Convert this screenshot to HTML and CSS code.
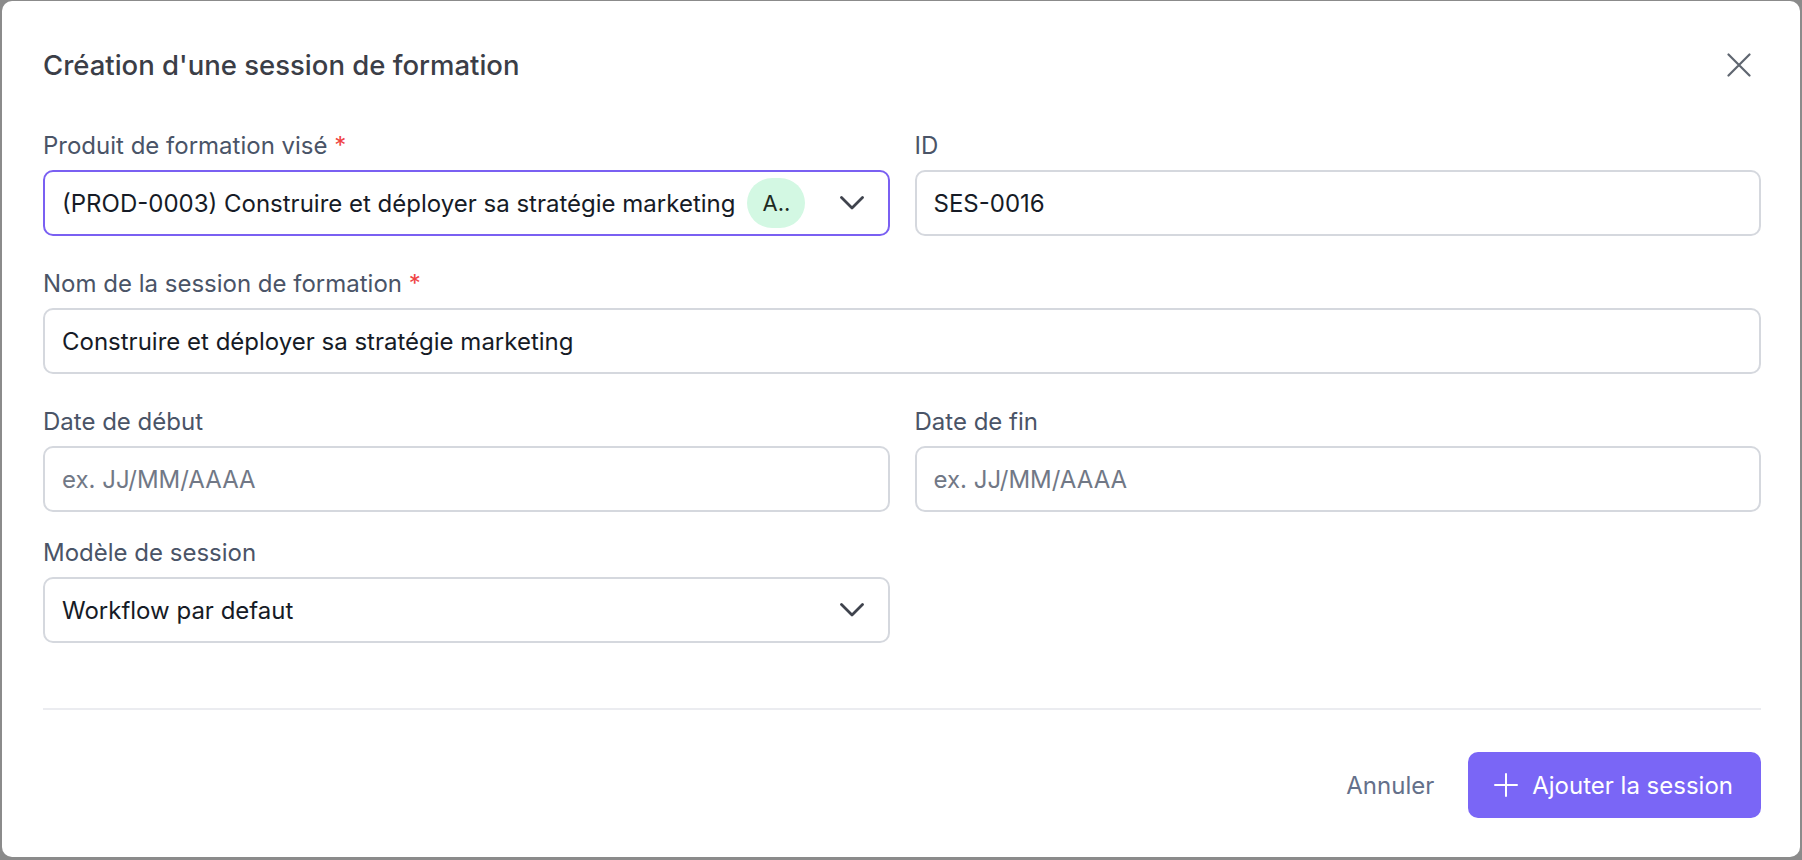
FILE: index.html
```html
<!DOCTYPE html>
<html lang="fr">
  <head>
    <meta charset="UTF-8" />
    <link rel="stylesheet" href="styles.css">
  </head>
  <body>
    <div class="modal">
      <div class="modal-header">
        <h2 class="modal-title">Création d'une session de formation</h2>
        <button class="close-btn" aria-label="Fermer">
          <svg width="24" height="24" viewBox="0 0 24 24" fill="none" stroke="currentColor" stroke-width="2.2" stroke-linecap="round">
            <path d="M1.5 1.5l21 21M22.5 1.5l-21 21" />
          </svg>
        </button>
      </div>

      <form class="form-grid">
        <div class="field">
          <label>Produit de formation visé <span class="required">*</span></label>
          <div class="control select focused">
            <span class="value">(PROD-0003) Construire et déployer sa stratégie marketing</span>
            <span class="chip">A..</span>
            <svg class="chevron" width="24" height="24" viewBox="0 0 24 24" fill="none" stroke="currentColor" stroke-width="2.8" stroke-linecap="round" stroke-linejoin="round">
              <path d="M1.5 6.5l10.5 10.5 10.5-10.5" />
            </svg>
          </div>
        </div>

        <div class="field">
          <label>ID</label>
          <div class="control">
            <span class="value">SES-0016</span>
          </div>
        </div>

        <div class="field wide">
          <label>Nom de la session de formation <span class="required">*</span></label>
          <div class="control">
            <span class="value">Construire et déployer sa stratégie marketing</span>
          </div>
        </div>

        <div class="field">
          <label>Date de début</label>
          <div class="control">
            <span class="placeholder">ex. JJ/MM/AAAA</span>
          </div>
        </div>

        <div class="field">
          <label>Date de fin</label>
          <div class="control">
            <span class="placeholder">ex. JJ/MM/AAAA</span>
          </div>
        </div>

        <div class="field template-field">
          <label>Modèle de session</label>
          <div class="control select">
            <span class="value">Workflow par defaut</span>
            <svg class="chevron" width="24" height="24" viewBox="0 0 24 24" fill="none" stroke="currentColor" stroke-width="2.8" stroke-linecap="round" stroke-linejoin="round">
              <path d="M1.5 6.5l10.5 10.5 10.5-10.5" />
            </svg>
          </div>
        </div>
      </form>

      <div class="modal-footer">
        <button class="cancel-btn">Annuler</button>
        <button class="primary-btn">
          <svg width="24" height="24" viewBox="0 0 24 24" fill="none" stroke="currentColor" stroke-width="2" stroke-linecap="round">
            <path d="M12 1v22M1 12h22" />
          </svg>
          Ajouter la session
        </button>
      </div>
    </div>
  </body>
</html>
```

FILE: styles.css
```css
body {
  margin: 0;
  padding: 1px 2px 3px 2px;
  background: #8b8b8b;
  font-family: Inter, "Noto Sans", sans-serif;
  box-sizing: border-box;
  height: 100vh;
}
.modal {
  background: white;
  border-radius: 10px;
  height: 100%;
  box-sizing: border-box;
  padding: 0 39px 0 41px;
  display: flex;
  flex-direction: column;
}
.modal-header {
  display: flex;
  align-items: center;
  justify-content: space-between;
  margin-top: 48px;
  height: 32px;
}
.modal-title {
  margin: 0;
  font-size: 27.5px;
  line-height: 32px;
  font-weight: 500;
  color: #3b3e47;
}
.close-btn {
  border: none;
  background: none;
  padding: 0;
  margin-right: 10px;
  color: #5f6670;
  display: flex;
  cursor: pointer;
}
.form-grid {
  margin-top: 51px;
  display: grid;
  grid-template-columns: 1fr 1fr;
  column-gap: 25px;
  row-gap: 34px;
}
.field.wide {
  grid-column: span 2;
}
.template-field {
  margin-top: -7px;
}
.field label {
  display: block;
  font-size: 24px;
  line-height: 28px;
  color: #4a5467;
  margin-bottom: 10px;
}
.required {
  color: #ef4444;
}
.control {
  height: 66px;
  box-sizing: border-box;
  border: 2px solid #d5d8de;
  border-radius: 10px;
  padding: 0 24px 0 17px;
  display: flex;
  align-items: center;
  font-size: 24px;
  color: #161b26;
}
.control.focused {
  border-color: #7a60f2;
}
.value {
  white-space: nowrap;
}
.placeholder {
  color: #717886;
}
.select .chevron {
  margin-left: auto;
  color: #3f434d;
  flex-shrink: 0;
}
.chip {
  margin-left: 12px;
  height: 50px;
  padding: 0 15px;
  border-radius: 25px;
  background: #d3f8e3;
  color: #1d2a22;
  display: flex;
  align-items: center;
  font-size: 22px;
}
.modal-footer {
  margin-top: auto;
  border-top: 2px solid #ebecf0;
  padding: 42px 0 39px;
  display: flex;
  justify-content: flex-end;
  align-items: center;
}
.cancel-btn {
  border: none;
  background: none;
  font-family: inherit;
  font-size: 24px;
  color: #64708a;
  padding: 0 24px;
  height: 66px;
  margin-right: 10px;
  cursor: pointer;
}
.primary-btn {
  height: 66px;
  border: none;
  border-radius: 10px;
  background: #7a66f6;
  color: white;
  font-family: inherit;
  font-size: 24px;
  padding: 0 28px 0 26px;
  display: flex;
  align-items: center;
  gap: 14px;
  cursor: pointer;
}
```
..............................
Extract every line of the data exactly; pictures stay out.

Convert this screenshot to HTML and CSS code.
FILE: index.html
```html
<!DOCTYPE html>
<html lang="fr">
  <head>
    <meta charset="UTF-8" />
    <link rel="stylesheet" href="styles.css">
  </head>
  <body>
    <div class="modal">
      <div class="modal-header">
        <h2 class="modal-title">Création d'une session de formation</h2>
        <button class="close-btn" aria-label="Fermer">
          <svg width="24" height="24" viewBox="0 0 24 24" fill="none" stroke="currentColor" stroke-width="2.2" stroke-linecap="round">
            <path d="M1.5 1.5l21 21M22.5 1.5l-21 21" />
          </svg>
        </button>
      </div>

      <form class="form-grid">
        <div class="field">
          <label>Produit de formation visé <span class="required">*</span></label>
          <div class="control select focused">
            <span class="value">(PROD-0003) Construire et déployer sa stratégie marketing</span>
            <span class="chip">A..</span>
            <svg class="chevron" width="24" height="24" viewBox="0 0 24 24" fill="none" stroke="currentColor" stroke-width="2.8" stroke-linecap="round" stroke-linejoin="round">
              <path d="M1.5 6.5l10.5 10.5 10.5-10.5" />
            </svg>
          </div>
        </div>

        <div class="field">
          <label>ID</label>
          <div class="control">
            <span class="value">SES-0016</span>
          </div>
        </div>

        <div class="field wide">
          <label>Nom de la session de formation <span class="required">*</span></label>
          <div class="control">
            <span class="value">Construire et déployer sa stratégie marketing</span>
          </div>
        </div>

        <div class="field">
          <label>Date de début</label>
          <div class="control">
            <span class="placeholder">ex. JJ/MM/AAAA</span>
          </div>
        </div>

        <div class="field">
          <label>Date de fin</label>
          <div class="control">
            <span class="placeholder">ex. JJ/MM/AAAA</span>
          </div>
        </div>

        <div class="field template-field">
          <label>Modèle de session</label>
          <div class="control select">
            <span class="value">Workflow par defaut</span>
            <svg class="chevron" width="24" height="24" viewBox="0 0 24 24" fill="none" stroke="currentColor" stroke-width="2.8" stroke-linecap="round" stroke-linejoin="round">
              <path d="M1.5 6.5l10.5 10.5 10.5-10.5" />
            </svg>
          </div>
        </div>
      </form>

      <div class="modal-footer">
        <button class="cancel-btn">Annuler</button>
        <button class="primary-btn">
          <svg width="24" height="24" viewBox="0 0 24 24" fill="none" stroke="currentColor" stroke-width="2" stroke-linecap="round">
            <path d="M12 1v22M1 12h22" />
          </svg>
          Ajouter la session
        </button>
      </div>
    </div>
  </body>
</html>
```

FILE: styles.css
```css
body {
  margin: 0;
  padding: 1px 2px 3px 2px;
  background: #8b8b8b;
  font-family: Inter, "Noto Sans", sans-serif;
  box-sizing: border-box;
  height: 100vh;
}
.modal {
  background: white;
  border-radius: 10px;
  height: 100%;
  box-sizing: border-box;
  padding: 0 39px 0 41px;
  display: flex;
  flex-direction: column;
}
.modal-header {
  display: flex;
  align-items: center;
  justify-content: space-between;
  margin-top: 48px;
  height: 32px;
}
.modal-title {
  margin: 0;
  font-size: 27.5px;
  line-height: 32px;
  font-weight: 500;
  color: #3b3e47;
}
.close-btn {
  border: none;
  background: none;
  padding: 0;
  margin-right: 10px;
  color: #5f6670;
  display: flex;
  cursor: pointer;
}
.form-grid {
  margin-top: 51px;
  display: grid;
  grid-template-columns: 1fr 1fr;
  column-gap: 25px;
  row-gap: 34px;
}
.field.wide {
  grid-column: span 2;
}
.template-field {
  margin-top: -7px;
}
.field label {
  display: block;
  font-size: 24px;
  line-height: 28px;
  color: #4a5467;
  margin-bottom: 10px;
}
.required {
  color: #ef4444;
}
.control {
  height: 66px;
  box-sizing: border-box;
  border: 2px solid #d5d8de;
  border-radius: 10px;
  padding: 0 24px 0 17px;
  display: flex;
  align-items: center;
  font-size: 24px;
  color: #161b26;
}
.control.focused {
  border-color: #7a60f2;
}
.value {
  white-space: nowrap;
}
.placeholder {
  color: #717886;
}
.select .chevron {
  margin-left: auto;
  color: #3f434d;
  flex-shrink: 0;
}
.chip {
  margin-left: 12px;
  height: 50px;
  padding: 0 15px;
  border-radius: 25px;
  background: #d3f8e3;
  color: #1d2a22;
  display: flex;
  align-items: center;
  font-size: 22px;
}
.modal-footer {
  margin-top: auto;
  border-top: 2px solid #ebecf0;
  padding: 42px 0 39px;
  display: flex;
  justify-content: flex-end;
  align-items: center;
}
.cancel-btn {
  border: none;
  background: none;
  font-family: inherit;
  font-size: 24px;
  color: #64708a;
  padding: 0 24px;
  height: 66px;
  margin-right: 10px;
  cursor: pointer;
}
.primary-btn {
  height: 66px;
  border: none;
  border-radius: 10px;
  background: #7a66f6;
  color: white;
  font-family: inherit;
  font-size: 24px;
  padding: 0 28px 0 26px;
  display: flex;
  align-items: center;
  gap: 14px;
  cursor: pointer;
}
```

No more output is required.